§ EXERCISE DETAILS
Copy whichever lines contain the string "React".

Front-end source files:
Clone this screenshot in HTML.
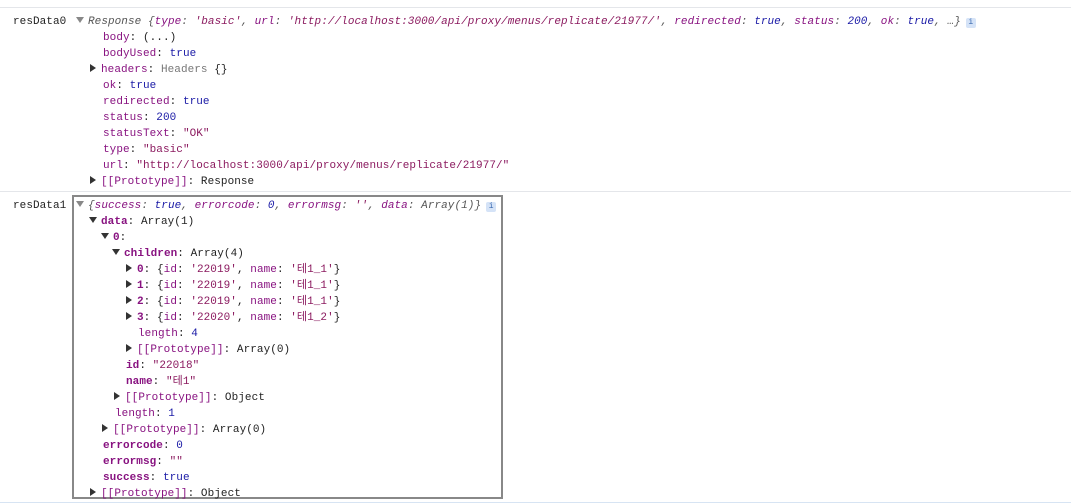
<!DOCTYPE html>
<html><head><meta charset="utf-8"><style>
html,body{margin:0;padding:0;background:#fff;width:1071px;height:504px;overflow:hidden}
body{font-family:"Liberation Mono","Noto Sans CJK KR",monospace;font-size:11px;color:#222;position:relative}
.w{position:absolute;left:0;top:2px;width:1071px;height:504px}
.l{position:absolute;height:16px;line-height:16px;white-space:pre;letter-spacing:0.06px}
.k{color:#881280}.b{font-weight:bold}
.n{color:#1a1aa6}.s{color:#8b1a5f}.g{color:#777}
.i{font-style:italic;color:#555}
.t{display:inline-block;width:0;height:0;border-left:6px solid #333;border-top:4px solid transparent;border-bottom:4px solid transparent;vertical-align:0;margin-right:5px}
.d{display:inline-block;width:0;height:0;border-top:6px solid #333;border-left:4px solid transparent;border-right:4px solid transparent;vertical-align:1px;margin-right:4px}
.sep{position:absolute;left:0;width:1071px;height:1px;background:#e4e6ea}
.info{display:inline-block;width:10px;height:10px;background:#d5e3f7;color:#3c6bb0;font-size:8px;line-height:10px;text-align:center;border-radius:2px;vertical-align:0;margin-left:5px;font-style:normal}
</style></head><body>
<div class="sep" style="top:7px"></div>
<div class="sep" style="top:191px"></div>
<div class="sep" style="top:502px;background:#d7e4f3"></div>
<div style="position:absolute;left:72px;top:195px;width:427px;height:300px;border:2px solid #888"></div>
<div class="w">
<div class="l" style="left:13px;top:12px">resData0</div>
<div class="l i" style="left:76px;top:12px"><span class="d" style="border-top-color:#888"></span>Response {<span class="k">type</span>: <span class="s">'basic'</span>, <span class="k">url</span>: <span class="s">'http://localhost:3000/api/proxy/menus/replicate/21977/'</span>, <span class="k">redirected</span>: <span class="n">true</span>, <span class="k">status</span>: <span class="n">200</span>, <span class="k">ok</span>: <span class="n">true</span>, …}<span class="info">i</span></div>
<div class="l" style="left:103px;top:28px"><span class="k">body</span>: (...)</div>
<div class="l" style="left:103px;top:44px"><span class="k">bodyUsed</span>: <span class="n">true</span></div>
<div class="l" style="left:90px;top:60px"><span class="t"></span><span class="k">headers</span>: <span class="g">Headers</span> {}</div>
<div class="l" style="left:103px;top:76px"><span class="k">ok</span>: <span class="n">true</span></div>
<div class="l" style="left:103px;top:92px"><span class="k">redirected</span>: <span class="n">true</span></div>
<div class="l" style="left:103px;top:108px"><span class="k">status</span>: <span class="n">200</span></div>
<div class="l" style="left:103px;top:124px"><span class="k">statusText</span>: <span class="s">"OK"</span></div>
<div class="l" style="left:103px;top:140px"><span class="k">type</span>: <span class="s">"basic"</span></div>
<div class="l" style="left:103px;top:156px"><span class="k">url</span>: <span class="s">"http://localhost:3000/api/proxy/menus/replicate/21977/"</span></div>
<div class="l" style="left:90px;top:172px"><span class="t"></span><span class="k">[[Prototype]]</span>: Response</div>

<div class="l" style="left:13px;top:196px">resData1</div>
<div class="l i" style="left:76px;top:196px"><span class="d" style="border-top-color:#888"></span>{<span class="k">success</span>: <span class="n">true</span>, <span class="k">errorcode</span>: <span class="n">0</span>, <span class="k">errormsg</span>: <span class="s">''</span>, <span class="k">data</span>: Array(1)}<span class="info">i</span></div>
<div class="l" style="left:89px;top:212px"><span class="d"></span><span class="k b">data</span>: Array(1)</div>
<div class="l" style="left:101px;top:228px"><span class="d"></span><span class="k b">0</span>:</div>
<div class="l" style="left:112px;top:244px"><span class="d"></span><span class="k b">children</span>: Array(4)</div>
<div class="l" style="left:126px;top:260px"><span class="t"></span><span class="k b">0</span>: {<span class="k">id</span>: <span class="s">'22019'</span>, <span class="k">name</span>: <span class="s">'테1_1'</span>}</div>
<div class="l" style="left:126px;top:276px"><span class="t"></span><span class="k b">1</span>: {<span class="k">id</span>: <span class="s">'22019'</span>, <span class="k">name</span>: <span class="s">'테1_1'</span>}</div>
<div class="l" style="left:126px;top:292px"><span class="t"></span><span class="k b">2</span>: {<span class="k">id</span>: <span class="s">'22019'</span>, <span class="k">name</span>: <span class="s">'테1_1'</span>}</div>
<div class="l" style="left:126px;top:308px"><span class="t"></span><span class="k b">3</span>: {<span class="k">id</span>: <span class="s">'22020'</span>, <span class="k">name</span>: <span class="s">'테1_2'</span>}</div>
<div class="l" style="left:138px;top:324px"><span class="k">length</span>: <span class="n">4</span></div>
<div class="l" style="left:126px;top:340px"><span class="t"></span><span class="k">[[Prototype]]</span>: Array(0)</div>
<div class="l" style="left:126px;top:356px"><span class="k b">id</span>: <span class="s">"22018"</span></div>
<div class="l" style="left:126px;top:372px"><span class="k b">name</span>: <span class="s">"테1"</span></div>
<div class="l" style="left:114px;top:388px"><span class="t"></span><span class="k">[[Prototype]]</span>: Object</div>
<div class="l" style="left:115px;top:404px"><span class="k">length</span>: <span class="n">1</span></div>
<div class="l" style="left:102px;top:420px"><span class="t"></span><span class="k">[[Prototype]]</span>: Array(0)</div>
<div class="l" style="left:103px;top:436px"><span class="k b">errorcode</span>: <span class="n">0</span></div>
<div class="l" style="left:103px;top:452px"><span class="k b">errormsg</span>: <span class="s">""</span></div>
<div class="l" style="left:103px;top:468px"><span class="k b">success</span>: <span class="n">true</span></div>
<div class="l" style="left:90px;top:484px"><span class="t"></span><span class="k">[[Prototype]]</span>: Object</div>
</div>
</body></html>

==

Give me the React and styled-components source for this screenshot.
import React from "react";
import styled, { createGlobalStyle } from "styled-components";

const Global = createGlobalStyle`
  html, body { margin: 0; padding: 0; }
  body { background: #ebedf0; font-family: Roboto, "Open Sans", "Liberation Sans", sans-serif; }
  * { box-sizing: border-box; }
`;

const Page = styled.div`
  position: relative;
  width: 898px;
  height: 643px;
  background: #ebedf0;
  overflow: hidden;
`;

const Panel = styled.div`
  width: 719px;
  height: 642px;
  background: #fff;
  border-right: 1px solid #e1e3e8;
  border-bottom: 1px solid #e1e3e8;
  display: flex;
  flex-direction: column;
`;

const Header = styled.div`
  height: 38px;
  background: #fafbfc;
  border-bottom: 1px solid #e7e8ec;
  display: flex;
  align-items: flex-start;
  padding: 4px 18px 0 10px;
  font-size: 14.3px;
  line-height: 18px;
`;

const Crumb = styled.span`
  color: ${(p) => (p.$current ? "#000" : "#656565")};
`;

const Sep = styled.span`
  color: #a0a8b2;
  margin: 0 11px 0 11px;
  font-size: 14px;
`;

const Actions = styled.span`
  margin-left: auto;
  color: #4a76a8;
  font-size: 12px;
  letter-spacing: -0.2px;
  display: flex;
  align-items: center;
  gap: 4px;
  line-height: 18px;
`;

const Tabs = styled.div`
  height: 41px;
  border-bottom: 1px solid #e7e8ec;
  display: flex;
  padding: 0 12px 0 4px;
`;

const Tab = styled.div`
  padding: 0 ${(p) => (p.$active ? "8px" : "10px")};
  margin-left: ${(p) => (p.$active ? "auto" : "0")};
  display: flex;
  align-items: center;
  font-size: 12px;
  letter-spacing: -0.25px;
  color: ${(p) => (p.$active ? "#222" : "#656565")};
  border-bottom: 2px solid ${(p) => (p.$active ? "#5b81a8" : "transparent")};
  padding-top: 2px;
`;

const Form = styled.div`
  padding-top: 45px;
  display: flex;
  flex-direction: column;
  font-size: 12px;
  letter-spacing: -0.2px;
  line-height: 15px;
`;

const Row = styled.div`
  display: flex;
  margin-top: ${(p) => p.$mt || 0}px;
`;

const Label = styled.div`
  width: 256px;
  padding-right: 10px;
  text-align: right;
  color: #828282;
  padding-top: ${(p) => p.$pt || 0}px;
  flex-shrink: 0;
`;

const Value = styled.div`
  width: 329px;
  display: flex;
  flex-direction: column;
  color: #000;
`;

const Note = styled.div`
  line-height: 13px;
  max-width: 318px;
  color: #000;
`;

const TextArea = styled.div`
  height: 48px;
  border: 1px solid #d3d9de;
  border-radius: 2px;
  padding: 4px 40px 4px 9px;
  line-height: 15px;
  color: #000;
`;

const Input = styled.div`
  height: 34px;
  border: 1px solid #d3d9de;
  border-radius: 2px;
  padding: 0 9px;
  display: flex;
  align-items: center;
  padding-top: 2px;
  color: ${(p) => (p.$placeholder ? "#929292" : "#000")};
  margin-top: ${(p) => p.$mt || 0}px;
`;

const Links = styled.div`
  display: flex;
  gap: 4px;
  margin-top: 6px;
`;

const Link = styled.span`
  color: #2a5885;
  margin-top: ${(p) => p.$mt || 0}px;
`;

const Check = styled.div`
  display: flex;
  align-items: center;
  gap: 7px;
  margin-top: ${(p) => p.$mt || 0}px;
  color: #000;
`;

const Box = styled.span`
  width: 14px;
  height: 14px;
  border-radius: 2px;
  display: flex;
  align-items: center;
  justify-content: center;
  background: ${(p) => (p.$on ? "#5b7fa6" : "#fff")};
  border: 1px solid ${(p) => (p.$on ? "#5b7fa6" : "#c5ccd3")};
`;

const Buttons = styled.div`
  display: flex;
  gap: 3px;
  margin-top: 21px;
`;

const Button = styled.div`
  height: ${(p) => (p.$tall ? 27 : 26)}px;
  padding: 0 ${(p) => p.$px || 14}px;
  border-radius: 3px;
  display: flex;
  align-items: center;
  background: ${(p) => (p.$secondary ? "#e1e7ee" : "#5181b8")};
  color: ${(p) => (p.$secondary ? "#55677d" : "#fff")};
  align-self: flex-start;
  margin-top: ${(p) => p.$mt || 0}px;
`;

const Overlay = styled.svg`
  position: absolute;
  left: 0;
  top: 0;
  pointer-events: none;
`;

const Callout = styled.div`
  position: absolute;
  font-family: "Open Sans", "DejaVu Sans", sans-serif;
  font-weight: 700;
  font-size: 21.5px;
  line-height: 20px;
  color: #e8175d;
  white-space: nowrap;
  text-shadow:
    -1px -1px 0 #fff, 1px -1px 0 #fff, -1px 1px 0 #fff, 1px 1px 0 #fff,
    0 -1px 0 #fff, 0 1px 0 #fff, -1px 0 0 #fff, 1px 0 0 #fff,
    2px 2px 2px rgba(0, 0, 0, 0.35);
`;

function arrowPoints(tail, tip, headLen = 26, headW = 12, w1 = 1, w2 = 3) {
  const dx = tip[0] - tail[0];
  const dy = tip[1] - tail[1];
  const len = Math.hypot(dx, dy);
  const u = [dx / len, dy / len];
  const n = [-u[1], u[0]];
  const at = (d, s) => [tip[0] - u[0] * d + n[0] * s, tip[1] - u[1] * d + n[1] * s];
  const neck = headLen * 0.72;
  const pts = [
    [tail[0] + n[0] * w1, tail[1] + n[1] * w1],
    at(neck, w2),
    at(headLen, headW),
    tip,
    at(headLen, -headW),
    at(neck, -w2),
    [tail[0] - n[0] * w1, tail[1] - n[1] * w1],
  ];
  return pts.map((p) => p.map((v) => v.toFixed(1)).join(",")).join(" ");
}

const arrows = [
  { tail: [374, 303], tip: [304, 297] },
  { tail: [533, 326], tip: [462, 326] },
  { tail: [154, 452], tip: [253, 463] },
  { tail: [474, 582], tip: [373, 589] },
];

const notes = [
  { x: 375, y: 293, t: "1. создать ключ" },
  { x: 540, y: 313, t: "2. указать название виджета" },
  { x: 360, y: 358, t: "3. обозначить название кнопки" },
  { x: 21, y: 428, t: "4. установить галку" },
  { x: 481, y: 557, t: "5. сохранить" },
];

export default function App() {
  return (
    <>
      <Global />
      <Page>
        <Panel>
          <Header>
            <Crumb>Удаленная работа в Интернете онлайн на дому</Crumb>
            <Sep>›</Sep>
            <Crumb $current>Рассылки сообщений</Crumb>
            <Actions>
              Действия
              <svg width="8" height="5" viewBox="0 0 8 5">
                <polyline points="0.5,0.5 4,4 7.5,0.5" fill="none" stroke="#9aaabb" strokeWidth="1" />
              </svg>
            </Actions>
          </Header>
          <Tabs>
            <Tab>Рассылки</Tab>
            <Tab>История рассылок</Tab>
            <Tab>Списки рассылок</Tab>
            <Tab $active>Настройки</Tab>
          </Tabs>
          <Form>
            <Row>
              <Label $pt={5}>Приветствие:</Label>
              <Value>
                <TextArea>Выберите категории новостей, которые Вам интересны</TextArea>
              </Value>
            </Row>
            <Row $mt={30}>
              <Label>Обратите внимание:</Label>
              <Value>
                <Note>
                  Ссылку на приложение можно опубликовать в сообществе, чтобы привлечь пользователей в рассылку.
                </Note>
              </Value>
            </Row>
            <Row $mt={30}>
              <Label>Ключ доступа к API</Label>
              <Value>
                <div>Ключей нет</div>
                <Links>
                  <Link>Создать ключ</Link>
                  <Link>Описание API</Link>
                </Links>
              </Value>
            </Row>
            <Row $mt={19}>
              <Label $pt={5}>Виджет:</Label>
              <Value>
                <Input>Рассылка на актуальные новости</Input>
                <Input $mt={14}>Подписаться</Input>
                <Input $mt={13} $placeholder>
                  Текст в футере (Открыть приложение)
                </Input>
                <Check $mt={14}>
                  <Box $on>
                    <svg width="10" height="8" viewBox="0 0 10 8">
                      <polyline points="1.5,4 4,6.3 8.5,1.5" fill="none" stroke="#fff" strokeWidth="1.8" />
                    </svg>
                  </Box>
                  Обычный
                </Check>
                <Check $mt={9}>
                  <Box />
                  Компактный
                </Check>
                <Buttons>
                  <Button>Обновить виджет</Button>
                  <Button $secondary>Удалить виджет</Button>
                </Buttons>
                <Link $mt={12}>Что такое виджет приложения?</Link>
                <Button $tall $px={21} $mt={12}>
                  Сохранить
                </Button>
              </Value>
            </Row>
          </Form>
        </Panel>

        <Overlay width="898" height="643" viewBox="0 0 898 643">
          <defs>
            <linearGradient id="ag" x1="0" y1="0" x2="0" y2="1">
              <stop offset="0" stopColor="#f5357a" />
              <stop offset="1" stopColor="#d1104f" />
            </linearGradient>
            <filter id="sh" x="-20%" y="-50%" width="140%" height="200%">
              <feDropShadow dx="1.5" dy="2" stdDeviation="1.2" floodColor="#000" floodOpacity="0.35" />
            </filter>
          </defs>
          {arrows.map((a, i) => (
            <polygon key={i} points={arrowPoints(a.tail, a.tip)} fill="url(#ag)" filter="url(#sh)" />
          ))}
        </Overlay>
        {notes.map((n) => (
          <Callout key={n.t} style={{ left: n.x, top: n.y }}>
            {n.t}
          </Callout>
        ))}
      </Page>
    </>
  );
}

§ SOLUTION
Give me the React and styled-components source for this screenshot.
import React from "react";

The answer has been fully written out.